Phyllis Jarrell, director of planning for the city of Plano, said the city has tried to encourage the redevelopment commercial properties, a practice with the potential to replace aging properties with new ones and make the best out of limited resources.

The strategy has been implemented in a number of ways, from demolishing part of a shopping center at Parker Road and Custer Road to make room for a Home Depot, to the re-zoning of undeveloped retail space for single-family homes at Custer Road and Legacy Drive.

Jerrell said the revitalization of Downtown Plano, which over the past decade has seen new housing, restaurants and businesses introduced, also fits into this category.

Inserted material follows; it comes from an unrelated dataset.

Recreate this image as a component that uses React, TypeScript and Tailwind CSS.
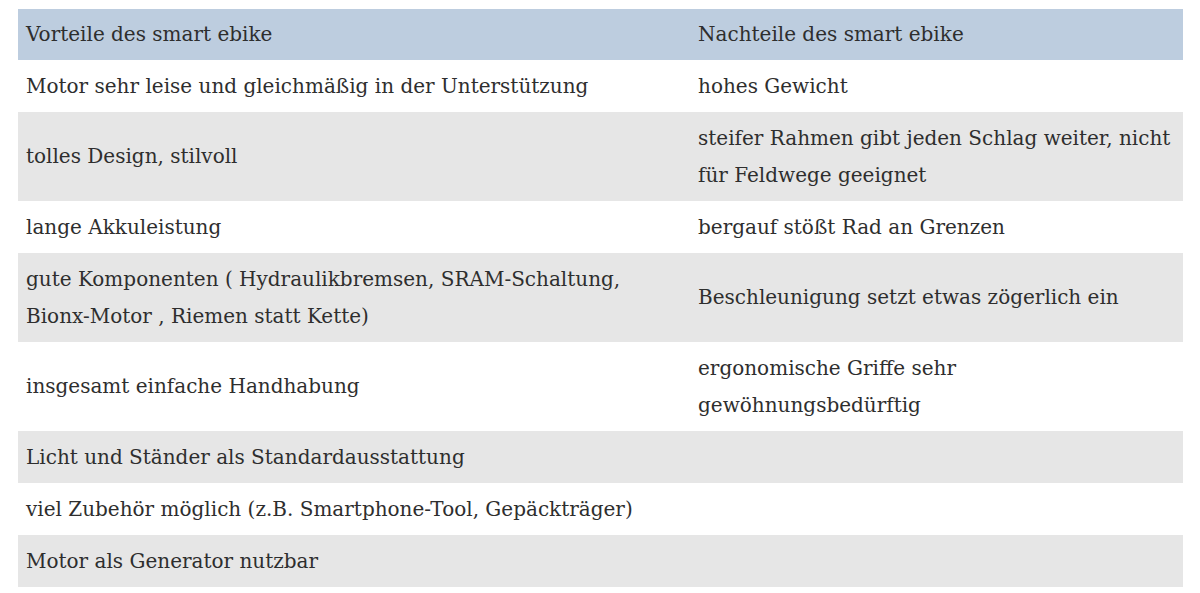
import React from 'react';

const rows: [string, string][] = [
  ['Motor sehr leise und gleichmäßig in der Unterstützung', 'hohes Gewicht'],
  ['tolles Design, stilvoll', 'steifer Rahmen gibt jeden Schlag weiter, nicht für Feldwege geeignet'],
  ['lange Akkuleistung', 'bergauf stößt Rad an Grenzen'],
  ['gute Komponenten ( Hydraulikbremsen, SRAM-Schaltung, Bionx-Motor , Riemen statt Kette)', 'Beschleunigung setzt etwas zögerlich ein'],
  ['insgesamt einfache Handhabung', 'ergonomische Griffe sehr gewöhnungsbedürftig'],
  ['Licht und Ständer als Standardausstattung', ''],
  ['viel Zubehör möglich (z.B. Smartphone-Tool, Gepäckträger)', ''],
  ['Motor als Generator nutzbar', ''],
];

export default function App() {
  return (
    <div className="bg-white w-[1200px] h-[593px] pt-[9px] pl-[18px] font-['DejaVu_Serif',serif] text-[20px] text-[#2e2e2e]">
      <table className="w-[1165px] border-collapse">
        <thead>
          <tr className="bg-[#bdcddf]">
            <th className="w-[672px] px-2 py-[8px] leading-[35px] text-left font-normal">Vorteile des smart ebike</th>
            <th className="px-2 py-[8px] leading-[35px] text-left font-normal">Nachteile des smart ebike</th>
          </tr>
        </thead>
        <tbody>
          {rows.map(([a, b], i) => (
            <tr key={i} className={i % 2 === 0 ? 'bg-white' : 'bg-[#e6e6e6]'}>
              <td className="px-2 py-[7.5px] leading-[37px] align-middle">{a}</td>
              <td className="px-2 py-[7.5px] leading-[37px] align-middle">{b}</td>
            </tr>
          ))}
        </tbody>
      </table>
    </div>
  );
}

"We've had a lot of corner gas stations torn down and replaced with banks," she said, "but in terms of a whole entire area undergoing a drastic change, Downtown Plano's the best example."

According to Collin County Appraisal District data, from 2008 to 2009, the city of Plano saw its overall taxable value fall from $24.9 billion to $24.6 billion -- a 1.34 percent decrease. Values dropped again the next year by $836 million, or 3.39 percent.

Appraised values began to pick up in 2010, reaching $24 billion by 2011. The increases continued, with a 2.77 percent pick up in values propelling the city's valuation to $24.8 billion -- $100 million shy of 2008 appraisals -- by the beginning of 2012.

The average value of a home in Plano has fallen from $245,074 in 2011 to $243,118 in 2012, according to the city's 2012-2013 budget.

Overall home prices in the Dallas area rose by 3.7 percent in July compared to the same month last year, according to the Standard and Poor's/Case-Shiller Home Price Index released Tuesday.

"I think it just tells the story that we're not back up to trend here," Davis said. "We're not back up to where we would be had we not fallen off trend here, but we're not suffering nearly as much as many other parts of the economy."

The future, however, is anybody's guess.

"Nobody has a crystal ball, and for all of us it's pretty cloudy," Davis said.